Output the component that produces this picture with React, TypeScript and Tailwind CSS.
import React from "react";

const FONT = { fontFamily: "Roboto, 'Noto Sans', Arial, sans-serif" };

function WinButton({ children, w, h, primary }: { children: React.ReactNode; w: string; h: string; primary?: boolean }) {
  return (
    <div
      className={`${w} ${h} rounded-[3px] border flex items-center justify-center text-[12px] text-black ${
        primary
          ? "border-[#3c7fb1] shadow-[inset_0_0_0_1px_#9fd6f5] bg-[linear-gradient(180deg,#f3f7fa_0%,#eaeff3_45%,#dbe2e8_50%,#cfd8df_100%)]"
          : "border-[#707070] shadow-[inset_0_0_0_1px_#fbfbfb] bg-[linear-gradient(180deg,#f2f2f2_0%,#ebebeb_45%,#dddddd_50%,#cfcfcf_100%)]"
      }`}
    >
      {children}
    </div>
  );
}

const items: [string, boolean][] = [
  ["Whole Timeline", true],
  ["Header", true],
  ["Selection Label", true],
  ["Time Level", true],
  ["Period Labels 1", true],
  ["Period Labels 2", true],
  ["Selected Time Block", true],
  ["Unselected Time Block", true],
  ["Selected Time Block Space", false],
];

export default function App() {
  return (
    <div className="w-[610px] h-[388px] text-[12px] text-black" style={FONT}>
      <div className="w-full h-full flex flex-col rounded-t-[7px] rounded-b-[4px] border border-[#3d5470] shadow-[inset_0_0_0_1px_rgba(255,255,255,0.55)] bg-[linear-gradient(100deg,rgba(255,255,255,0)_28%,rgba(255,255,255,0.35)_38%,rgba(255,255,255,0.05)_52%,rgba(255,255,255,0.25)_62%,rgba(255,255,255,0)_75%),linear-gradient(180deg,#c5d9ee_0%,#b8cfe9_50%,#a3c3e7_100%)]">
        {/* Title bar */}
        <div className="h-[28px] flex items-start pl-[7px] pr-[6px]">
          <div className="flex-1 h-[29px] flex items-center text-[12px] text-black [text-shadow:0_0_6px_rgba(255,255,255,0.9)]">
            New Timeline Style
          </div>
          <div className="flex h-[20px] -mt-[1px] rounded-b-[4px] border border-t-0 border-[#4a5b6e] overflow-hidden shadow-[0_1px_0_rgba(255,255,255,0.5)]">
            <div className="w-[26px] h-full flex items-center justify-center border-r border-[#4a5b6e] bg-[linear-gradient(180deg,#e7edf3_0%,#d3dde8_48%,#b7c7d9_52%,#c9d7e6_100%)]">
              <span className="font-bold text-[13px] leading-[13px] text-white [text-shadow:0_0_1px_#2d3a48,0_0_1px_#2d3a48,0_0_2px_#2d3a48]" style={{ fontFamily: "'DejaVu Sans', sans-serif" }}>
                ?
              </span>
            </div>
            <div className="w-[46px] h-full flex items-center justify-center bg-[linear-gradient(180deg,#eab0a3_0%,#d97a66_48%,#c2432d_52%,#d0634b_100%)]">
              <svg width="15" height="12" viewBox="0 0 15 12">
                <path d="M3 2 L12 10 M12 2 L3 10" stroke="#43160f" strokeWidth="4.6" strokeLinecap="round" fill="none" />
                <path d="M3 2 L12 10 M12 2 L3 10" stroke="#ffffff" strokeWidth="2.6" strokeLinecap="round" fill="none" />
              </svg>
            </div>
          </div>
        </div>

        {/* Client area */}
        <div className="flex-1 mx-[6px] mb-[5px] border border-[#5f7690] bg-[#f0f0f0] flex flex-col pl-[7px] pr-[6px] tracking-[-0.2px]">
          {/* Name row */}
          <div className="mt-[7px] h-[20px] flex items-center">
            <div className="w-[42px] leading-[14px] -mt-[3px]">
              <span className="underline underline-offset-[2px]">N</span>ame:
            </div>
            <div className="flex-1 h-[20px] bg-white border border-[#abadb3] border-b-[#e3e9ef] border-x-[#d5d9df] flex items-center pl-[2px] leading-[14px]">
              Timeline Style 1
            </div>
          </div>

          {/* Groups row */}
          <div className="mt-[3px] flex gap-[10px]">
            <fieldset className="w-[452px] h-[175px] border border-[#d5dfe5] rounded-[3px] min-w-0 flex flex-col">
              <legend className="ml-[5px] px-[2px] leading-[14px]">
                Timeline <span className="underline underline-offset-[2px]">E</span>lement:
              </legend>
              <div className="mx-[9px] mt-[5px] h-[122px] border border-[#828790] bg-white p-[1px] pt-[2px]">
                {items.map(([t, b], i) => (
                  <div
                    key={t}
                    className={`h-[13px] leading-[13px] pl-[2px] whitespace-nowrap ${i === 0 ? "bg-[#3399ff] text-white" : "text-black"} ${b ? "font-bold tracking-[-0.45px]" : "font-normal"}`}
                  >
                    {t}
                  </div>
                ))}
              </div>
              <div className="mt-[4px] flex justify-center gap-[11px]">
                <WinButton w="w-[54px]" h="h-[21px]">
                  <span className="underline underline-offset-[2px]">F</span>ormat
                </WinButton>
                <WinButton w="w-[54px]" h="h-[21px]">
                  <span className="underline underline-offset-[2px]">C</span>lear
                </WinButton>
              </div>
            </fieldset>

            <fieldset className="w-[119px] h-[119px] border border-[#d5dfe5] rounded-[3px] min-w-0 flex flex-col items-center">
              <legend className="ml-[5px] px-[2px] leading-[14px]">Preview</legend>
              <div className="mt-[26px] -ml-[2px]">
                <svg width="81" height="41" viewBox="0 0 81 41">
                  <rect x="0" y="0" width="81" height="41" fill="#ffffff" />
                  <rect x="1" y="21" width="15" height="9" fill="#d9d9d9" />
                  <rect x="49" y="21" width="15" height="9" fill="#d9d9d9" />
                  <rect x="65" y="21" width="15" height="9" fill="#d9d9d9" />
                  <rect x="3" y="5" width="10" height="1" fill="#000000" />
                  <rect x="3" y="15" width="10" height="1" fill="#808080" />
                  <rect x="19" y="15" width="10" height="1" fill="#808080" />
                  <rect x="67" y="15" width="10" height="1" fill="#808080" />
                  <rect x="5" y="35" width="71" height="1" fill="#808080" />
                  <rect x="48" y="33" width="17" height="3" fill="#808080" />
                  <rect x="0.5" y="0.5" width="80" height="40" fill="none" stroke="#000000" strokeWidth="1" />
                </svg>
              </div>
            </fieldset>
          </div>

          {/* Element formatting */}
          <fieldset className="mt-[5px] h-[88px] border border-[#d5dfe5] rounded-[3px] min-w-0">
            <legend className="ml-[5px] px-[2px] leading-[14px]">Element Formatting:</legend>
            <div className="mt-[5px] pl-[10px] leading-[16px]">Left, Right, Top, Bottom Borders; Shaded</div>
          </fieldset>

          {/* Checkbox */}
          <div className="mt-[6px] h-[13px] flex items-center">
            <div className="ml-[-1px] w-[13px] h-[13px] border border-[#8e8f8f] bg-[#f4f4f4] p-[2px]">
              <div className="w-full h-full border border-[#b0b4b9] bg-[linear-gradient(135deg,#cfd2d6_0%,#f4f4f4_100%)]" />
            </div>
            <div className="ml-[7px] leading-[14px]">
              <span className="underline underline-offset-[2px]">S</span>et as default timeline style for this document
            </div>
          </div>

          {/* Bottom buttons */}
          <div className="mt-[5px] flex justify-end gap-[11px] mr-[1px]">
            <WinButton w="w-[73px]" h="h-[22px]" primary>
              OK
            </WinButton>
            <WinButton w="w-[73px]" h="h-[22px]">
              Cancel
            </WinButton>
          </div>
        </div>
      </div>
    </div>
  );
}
══════════════════════════════
Set problem. Of the lines in the material, how many hold the word "React"? Reply with the number only.

Solution for this exercise. 3